STORED DATA —

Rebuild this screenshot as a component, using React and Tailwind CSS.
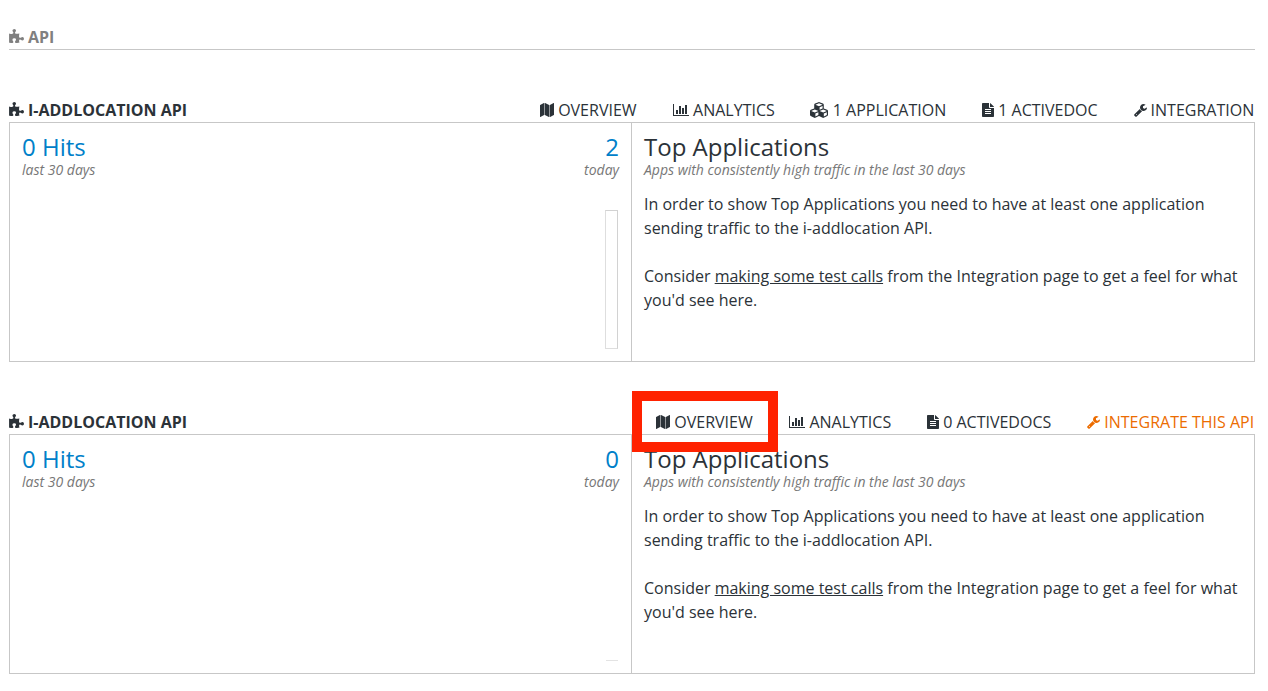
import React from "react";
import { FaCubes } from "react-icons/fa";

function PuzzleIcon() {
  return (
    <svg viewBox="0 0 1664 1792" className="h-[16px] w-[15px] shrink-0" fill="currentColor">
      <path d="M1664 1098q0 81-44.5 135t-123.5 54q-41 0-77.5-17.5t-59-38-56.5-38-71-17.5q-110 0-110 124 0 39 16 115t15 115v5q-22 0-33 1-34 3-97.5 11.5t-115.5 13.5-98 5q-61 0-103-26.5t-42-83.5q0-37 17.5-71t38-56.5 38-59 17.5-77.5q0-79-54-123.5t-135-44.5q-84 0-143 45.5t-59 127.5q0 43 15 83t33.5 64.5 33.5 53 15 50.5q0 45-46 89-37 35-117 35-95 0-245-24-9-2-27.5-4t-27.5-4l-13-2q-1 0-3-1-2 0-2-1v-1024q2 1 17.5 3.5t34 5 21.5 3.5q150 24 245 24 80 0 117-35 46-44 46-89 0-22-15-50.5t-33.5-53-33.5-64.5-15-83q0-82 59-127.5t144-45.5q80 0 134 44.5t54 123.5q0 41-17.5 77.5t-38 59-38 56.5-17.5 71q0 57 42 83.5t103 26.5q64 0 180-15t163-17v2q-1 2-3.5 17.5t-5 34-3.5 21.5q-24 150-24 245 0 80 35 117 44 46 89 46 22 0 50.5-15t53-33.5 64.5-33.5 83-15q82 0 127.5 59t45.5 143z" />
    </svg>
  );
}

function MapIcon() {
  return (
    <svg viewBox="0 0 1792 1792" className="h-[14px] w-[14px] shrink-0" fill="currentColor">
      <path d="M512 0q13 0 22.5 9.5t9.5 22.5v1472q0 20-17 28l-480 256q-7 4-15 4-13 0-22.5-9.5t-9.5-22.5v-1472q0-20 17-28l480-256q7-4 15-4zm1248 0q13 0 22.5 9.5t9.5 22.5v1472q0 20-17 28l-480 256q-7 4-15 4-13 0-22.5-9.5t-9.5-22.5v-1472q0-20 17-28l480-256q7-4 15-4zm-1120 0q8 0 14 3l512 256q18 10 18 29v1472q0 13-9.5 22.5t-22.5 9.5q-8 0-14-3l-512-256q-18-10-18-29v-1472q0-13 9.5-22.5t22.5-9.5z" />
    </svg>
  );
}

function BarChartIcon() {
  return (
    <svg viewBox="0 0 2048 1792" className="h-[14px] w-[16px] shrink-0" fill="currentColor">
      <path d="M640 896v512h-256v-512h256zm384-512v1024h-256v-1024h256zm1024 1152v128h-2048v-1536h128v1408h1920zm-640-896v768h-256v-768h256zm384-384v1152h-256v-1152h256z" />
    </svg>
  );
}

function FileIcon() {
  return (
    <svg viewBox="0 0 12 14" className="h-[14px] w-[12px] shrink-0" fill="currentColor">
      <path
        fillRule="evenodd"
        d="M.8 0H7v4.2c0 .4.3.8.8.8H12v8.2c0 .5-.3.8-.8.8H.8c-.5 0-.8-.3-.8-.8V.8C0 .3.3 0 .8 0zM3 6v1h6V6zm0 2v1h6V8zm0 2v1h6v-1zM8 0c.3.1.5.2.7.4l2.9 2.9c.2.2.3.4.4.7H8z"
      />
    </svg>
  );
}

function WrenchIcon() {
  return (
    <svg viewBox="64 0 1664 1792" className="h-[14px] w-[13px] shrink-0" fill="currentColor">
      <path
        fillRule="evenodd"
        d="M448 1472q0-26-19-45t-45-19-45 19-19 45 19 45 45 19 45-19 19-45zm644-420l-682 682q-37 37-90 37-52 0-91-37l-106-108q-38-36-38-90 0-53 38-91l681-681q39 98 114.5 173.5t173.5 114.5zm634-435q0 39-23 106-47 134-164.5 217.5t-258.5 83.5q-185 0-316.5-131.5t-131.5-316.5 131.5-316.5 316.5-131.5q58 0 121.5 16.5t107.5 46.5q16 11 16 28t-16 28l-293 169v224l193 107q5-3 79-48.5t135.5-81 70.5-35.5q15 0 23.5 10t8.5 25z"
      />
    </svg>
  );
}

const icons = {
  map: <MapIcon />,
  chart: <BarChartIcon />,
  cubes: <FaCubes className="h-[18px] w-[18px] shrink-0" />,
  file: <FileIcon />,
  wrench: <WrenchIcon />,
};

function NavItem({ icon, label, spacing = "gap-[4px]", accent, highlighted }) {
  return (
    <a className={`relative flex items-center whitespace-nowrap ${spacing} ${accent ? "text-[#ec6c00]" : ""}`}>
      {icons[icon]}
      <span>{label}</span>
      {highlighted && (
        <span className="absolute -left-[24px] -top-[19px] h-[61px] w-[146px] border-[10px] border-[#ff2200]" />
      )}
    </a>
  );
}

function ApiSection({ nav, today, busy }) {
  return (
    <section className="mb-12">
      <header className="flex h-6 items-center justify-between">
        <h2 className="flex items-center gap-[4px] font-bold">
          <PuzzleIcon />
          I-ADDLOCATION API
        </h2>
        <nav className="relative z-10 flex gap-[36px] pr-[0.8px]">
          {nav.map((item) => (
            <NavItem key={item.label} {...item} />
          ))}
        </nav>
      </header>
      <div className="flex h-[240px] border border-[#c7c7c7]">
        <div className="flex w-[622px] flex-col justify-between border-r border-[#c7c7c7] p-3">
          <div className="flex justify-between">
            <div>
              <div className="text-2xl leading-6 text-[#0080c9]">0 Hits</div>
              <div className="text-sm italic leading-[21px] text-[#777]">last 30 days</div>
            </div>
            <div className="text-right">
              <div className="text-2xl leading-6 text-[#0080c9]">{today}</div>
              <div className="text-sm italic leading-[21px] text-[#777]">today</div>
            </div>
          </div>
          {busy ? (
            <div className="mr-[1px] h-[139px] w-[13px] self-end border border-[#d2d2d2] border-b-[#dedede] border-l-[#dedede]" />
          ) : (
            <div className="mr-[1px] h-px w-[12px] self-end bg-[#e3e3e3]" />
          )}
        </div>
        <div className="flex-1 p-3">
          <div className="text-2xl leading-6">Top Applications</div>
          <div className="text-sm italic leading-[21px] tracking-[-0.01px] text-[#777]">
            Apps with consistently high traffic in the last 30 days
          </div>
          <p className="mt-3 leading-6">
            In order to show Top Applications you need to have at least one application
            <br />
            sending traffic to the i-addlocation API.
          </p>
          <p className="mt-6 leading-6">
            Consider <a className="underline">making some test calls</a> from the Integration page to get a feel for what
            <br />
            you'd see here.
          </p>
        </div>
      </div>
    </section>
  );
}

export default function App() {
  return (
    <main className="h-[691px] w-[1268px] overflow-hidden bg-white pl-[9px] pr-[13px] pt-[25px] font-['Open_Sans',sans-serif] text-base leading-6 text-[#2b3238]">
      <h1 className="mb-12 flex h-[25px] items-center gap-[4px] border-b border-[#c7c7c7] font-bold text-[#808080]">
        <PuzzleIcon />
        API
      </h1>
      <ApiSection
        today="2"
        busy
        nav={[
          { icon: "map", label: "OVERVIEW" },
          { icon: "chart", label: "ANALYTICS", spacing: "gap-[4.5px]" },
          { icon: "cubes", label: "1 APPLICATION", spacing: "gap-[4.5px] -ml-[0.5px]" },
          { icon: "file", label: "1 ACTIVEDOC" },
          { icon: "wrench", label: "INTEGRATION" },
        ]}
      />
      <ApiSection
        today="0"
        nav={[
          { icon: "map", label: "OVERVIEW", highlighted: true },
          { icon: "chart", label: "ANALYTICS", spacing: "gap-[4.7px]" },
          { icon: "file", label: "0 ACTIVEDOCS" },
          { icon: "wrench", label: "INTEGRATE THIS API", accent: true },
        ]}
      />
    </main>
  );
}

OBJECTIVE — All of the data needs repeating exactly, but the pictures do not.

TASK ANSWER —
Rebuild this screenshot as a component, using React and Tailwind CSS.
import React from "react";
import { FaCubes } from "react-icons/fa";

function PuzzleIcon() {
  return (
    <svg viewBox="0 0 1664 1792" className="h-[16px] w-[15px] shrink-0" fill="currentColor">
      <path d="M1664 1098q0 81-44.5 135t-123.5 54q-41 0-77.5-17.5t-59-38-56.5-38-71-17.5q-110 0-110 124 0 39 16 115t15 115v5q-22 0-33 1-34 3-97.5 11.5t-115.5 13.5-98 5q-61 0-103-26.5t-42-83.5q0-37 17.5-71t38-56.5 38-59 17.5-77.5q0-79-54-123.5t-135-44.5q-84 0-143 45.5t-59 127.5q0 43 15 83t33.5 64.5 33.5 53 15 50.5q0 45-46 89-37 35-117 35-95 0-245-24-9-2-27.5-4t-27.5-4l-13-2q-1 0-3-1-2 0-2-1v-1024q2 1 17.5 3.5t34 5 21.5 3.5q150 24 245 24 80 0 117-35 46-44 46-89 0-22-15-50.5t-33.5-53-33.5-64.5-15-83q0-82 59-127.5t144-45.5q80 0 134 44.5t54 123.5q0 41-17.5 77.5t-38 59-38 56.5-17.5 71q0 57 42 83.5t103 26.5q64 0 180-15t163-17v2q-1 2-3.5 17.5t-5 34-3.5 21.5q-24 150-24 245 0 80 35 117 44 46 89 46 22 0 50.5-15t53-33.5 64.5-33.5 83-15q82 0 127.5 59t45.5 143z" />
    </svg>
  );
}

function MapIcon() {
  return (
    <svg viewBox="0 0 1792 1792" className="h-[14px] w-[14px] shrink-0" fill="currentColor">
      <path d="M512 0q13 0 22.5 9.5t9.5 22.5v1472q0 20-17 28l-480 256q-7 4-15 4-13 0-22.5-9.5t-9.5-22.5v-1472q0-20 17-28l480-256q7-4 15-4zm1248 0q13 0 22.5 9.5t9.5 22.5v1472q0 20-17 28l-480 256q-7 4-15 4-13 0-22.5-9.5t-9.5-22.5v-1472q0-20 17-28l480-256q7-4 15-4zm-1120 0q8 0 14 3l512 256q18 10 18 29v1472q0 13-9.5 22.5t-22.5 9.5q-8 0-14-3l-512-256q-18-10-18-29v-1472q0-13 9.5-22.5t22.5-9.5z" />
    </svg>
  );
}

function BarChartIcon() {
  return (
    <svg viewBox="0 0 2048 1792" className="h-[14px] w-[16px] shrink-0" fill="currentColor">
      <path d="M640 896v512h-256v-512h256zm384-512v1024h-256v-1024h256zm1024 1152v128h-2048v-1536h128v1408h1920zm-640-896v768h-256v-768h256zm384-384v1152h-256v-1152h256z" />
    </svg>
  );
}

function FileIcon() {
  return (
    <svg viewBox="0 0 12 14" className="h-[14px] w-[12px] shrink-0" fill="currentColor">
      <path
        fillRule="evenodd"
        d="M.8 0H7v4.2c0 .4.3.8.8.8H12v8.2c0 .5-.3.8-.8.8H.8c-.5 0-.8-.3-.8-.8V.8C0 .3.3 0 .8 0zM3 6v1h6V6zm0 2v1h6V8zm0 2v1h6v-1zM8 0c.3.1.5.2.7.4l2.9 2.9c.2.2.3.4.4.7H8z"
      />
    </svg>
  );
}

function WrenchIcon() {
  return (
    <svg viewBox="64 0 1664 1792" className="h-[14px] w-[13px] shrink-0" fill="currentColor">
      <path
        fillRule="evenodd"
        d="M448 1472q0-26-19-45t-45-19-45 19-19 45 19 45 45 19 45-19 19-45zm644-420l-682 682q-37 37-90 37-52 0-91-37l-106-108q-38-36-38-90 0-53 38-91l681-681q39 98 114.5 173.5t173.5 114.5zm634-435q0 39-23 106-47 134-164.5 217.5t-258.5 83.5q-185 0-316.5-131.5t-131.5-316.5 131.5-316.5 316.5-131.5q58 0 121.5 16.5t107.5 46.5q16 11 16 28t-16 28l-293 169v224l193 107q5-3 79-48.5t135.5-81 70.5-35.5q15 0 23.5 10t8.5 25z"
      />
    </svg>
  );
}

const icons = {
  map: <MapIcon />,
  chart: <BarChartIcon />,
  cubes: <FaCubes className="h-[18px] w-[18px] shrink-0" />,
  file: <FileIcon />,
  wrench: <WrenchIcon />,
};

function NavItem({ icon, label, spacing = "gap-[4px]", accent, highlighted }) {
  return (
    <a className={`relative flex items-center whitespace-nowrap ${spacing} ${accent ? "text-[#ec6c00]" : ""}`}>
      {icons[icon]}
      <span>{label}</span>
      {highlighted && (
        <span className="absolute -left-[24px] -top-[19px] h-[61px] w-[146px] border-[10px] border-[#ff2200]" />
      )}
    </a>
  );
}

function ApiSection({ nav, today, busy }) {
  return (
    <section className="mb-12">
      <header className="flex h-6 items-center justify-between">
        <h2 className="flex items-center gap-[4px] font-bold">
          <PuzzleIcon />
          I-ADDLOCATION API
        </h2>
        <nav className="relative z-10 flex gap-[36px] pr-[0.8px]">
          {nav.map((item) => (
            <NavItem key={item.label} {...item} />
          ))}
        </nav>
      </header>
      <div className="flex h-[240px] border border-[#c7c7c7]">
        <div className="flex w-[622px] flex-col justify-between border-r border-[#c7c7c7] p-3">
          <div className="flex justify-between">
            <div>
              <div className="text-2xl leading-6 text-[#0080c9]">0 Hits</div>
              <div className="text-sm italic leading-[21px] text-[#777]">last 30 days</div>
            </div>
            <div className="text-right">
              <div className="text-2xl leading-6 text-[#0080c9]">{today}</div>
              <div className="text-sm italic leading-[21px] text-[#777]">today</div>
            </div>
          </div>
          {busy ? (
            <div className="mr-[1px] h-[139px] w-[13px] self-end border border-[#d2d2d2] border-b-[#dedede] border-l-[#dedede]" />
          ) : (
            <div className="mr-[1px] h-px w-[12px] self-end bg-[#e3e3e3]" />
          )}
        </div>
        <div className="flex-1 p-3">
          <div className="text-2xl leading-6">Top Applications</div>
          <div className="text-sm italic leading-[21px] tracking-[-0.01px] text-[#777]">
            Apps with consistently high traffic in the last 30 days
          </div>
          <p className="mt-3 leading-6">
            In order to show Top Applications you need to have at least one application
            <br />
            sending traffic to the i-addlocation API.
          </p>
          <p className="mt-6 leading-6">
            Consider <a className="underline">making some test calls</a> from the Integration page to get a feel for what
            <br />
            you'd see here.
          </p>
        </div>
      </div>
    </section>
  );
}

export default function App() {
  return (
    <main className="h-[691px] w-[1268px] overflow-hidden bg-white pl-[9px] pr-[13px] pt-[25px] font-['Open_Sans',sans-serif] text-base leading-6 text-[#2b3238]">
      <h1 className="mb-12 flex h-[25px] items-center gap-[4px] border-b border-[#c7c7c7] font-bold text-[#808080]">
        <PuzzleIcon />
        API
      </h1>
      <ApiSection
        today="2"
        busy
        nav={[
          { icon: "map", label: "OVERVIEW" },
          { icon: "chart", label: "ANALYTICS", spacing: "gap-[4.5px]" },
          { icon: "cubes", label: "1 APPLICATION", spacing: "gap-[4.5px] -ml-[0.5px]" },
          { icon: "file", label: "1 ACTIVEDOC" },
          { icon: "wrench", label: "INTEGRATION" },
        ]}
      />
      <ApiSection
        today="0"
        nav={[
          { icon: "map", label: "OVERVIEW", highlighted: true },
          { icon: "chart", label: "ANALYTICS", spacing: "gap-[4.7px]" },
          { icon: "file", label: "0 ACTIVEDOCS" },
          { icon: "wrench", label: "INTEGRATE THIS API", accent: true },
        ]}
      />
    </main>
  );
}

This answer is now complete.